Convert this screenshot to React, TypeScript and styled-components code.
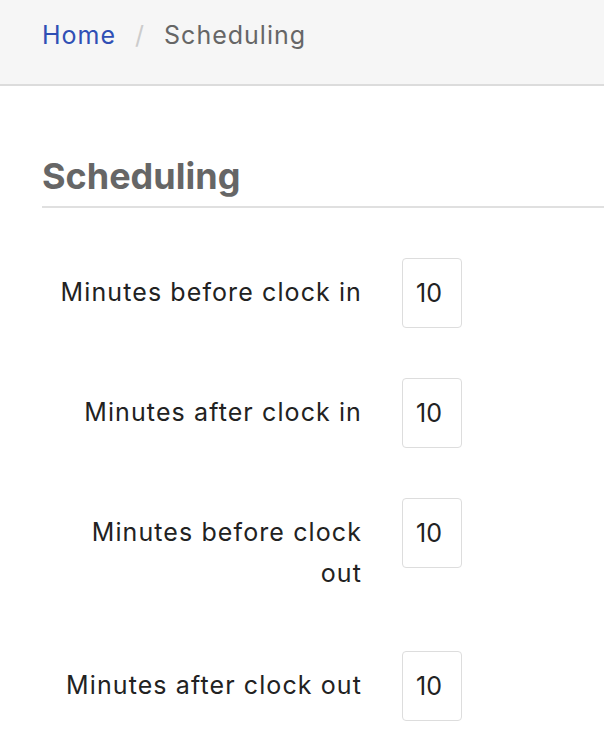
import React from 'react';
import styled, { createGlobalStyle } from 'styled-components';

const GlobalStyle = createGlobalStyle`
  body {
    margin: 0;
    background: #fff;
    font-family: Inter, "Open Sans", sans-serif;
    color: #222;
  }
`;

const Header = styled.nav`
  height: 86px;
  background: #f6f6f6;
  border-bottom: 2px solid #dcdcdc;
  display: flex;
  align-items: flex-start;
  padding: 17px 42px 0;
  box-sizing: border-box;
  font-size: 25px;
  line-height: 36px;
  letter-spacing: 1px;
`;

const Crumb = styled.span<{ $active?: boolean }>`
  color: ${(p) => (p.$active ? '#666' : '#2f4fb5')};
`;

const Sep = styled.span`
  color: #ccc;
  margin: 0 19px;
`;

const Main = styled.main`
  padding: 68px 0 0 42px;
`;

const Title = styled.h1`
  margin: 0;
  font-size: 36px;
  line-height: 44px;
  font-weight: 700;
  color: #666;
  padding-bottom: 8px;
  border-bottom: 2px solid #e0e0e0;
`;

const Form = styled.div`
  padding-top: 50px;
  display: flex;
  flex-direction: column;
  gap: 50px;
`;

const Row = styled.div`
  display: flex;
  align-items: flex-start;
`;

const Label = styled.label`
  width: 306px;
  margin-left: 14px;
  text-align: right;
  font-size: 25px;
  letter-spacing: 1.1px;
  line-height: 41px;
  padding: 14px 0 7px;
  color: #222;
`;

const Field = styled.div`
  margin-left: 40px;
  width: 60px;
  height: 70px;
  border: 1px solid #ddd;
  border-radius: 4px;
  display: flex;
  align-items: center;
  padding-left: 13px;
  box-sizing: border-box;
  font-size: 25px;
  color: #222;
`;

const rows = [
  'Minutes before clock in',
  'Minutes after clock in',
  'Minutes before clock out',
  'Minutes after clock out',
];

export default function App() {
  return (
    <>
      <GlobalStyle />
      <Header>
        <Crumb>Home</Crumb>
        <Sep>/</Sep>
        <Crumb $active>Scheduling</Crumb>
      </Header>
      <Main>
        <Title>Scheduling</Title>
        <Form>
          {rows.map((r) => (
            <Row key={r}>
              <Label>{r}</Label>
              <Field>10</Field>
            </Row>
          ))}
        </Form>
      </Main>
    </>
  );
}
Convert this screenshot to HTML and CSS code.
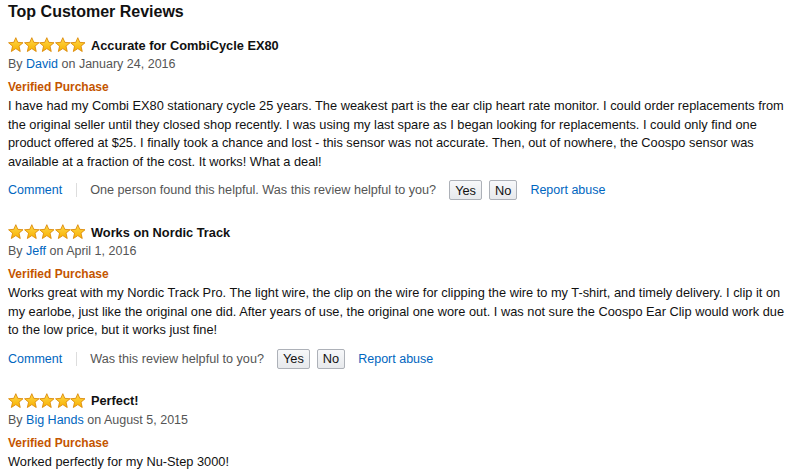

- [Task objective]: Omit the pictures. Output every record above word for word.

- [Exercise response]:
Convert this screenshot to React, TypeScript and styled-components code.
import React from 'react';
import styled, { createGlobalStyle } from 'styled-components';

const GlobalStyle = createGlobalStyle`
  body {
    margin: 0;
    background: #fff;
    font-family: Inter, "Open Sans", sans-serif;
    color: #222;
  }
`;

const Header = styled.nav`
  height: 86px;
  background: #f6f6f6;
  border-bottom: 2px solid #dcdcdc;
  display: flex;
  align-items: flex-start;
  padding: 17px 42px 0;
  box-sizing: border-box;
  font-size: 25px;
  line-height: 36px;
  letter-spacing: 1px;
`;

const Crumb = styled.span<{ $active?: boolean }>`
  color: ${(p) => (p.$active ? '#666' : '#2f4fb5')};
`;

const Sep = styled.span`
  color: #ccc;
  margin: 0 19px;
`;

const Main = styled.main`
  padding: 68px 0 0 42px;
`;

const Title = styled.h1`
  margin: 0;
  font-size: 36px;
  line-height: 44px;
  font-weight: 700;
  color: #666;
  padding-bottom: 8px;
  border-bottom: 2px solid #e0e0e0;
`;

const Form = styled.div`
  padding-top: 50px;
  display: flex;
  flex-direction: column;
  gap: 50px;
`;

const Row = styled.div`
  display: flex;
  align-items: flex-start;
`;

const Label = styled.label`
  width: 306px;
  margin-left: 14px;
  text-align: right;
  font-size: 25px;
  letter-spacing: 1.1px;
  line-height: 41px;
  padding: 14px 0 7px;
  color: #222;
`;

const Field = styled.div`
  margin-left: 40px;
  width: 60px;
  height: 70px;
  border: 1px solid #ddd;
  border-radius: 4px;
  display: flex;
  align-items: center;
  padding-left: 13px;
  box-sizing: border-box;
  font-size: 25px;
  color: #222;
`;

const rows = [
  'Minutes before clock in',
  'Minutes after clock in',
  'Minutes before clock out',
  'Minutes after clock out',
];

export default function App() {
  return (
    <>
      <GlobalStyle />
      <Header>
        <Crumb>Home</Crumb>
        <Sep>/</Sep>
        <Crumb $active>Scheduling</Crumb>
      </Header>
      <Main>
        <Title>Scheduling</Title>
        <Form>
          {rows.map((r) => (
            <Row key={r}>
              <Label>{r}</Label>
              <Field>10</Field>
            </Row>
          ))}
        </Form>
      </Main>
    </>
  );
}
Convert this screenshot to HTML and CSS code.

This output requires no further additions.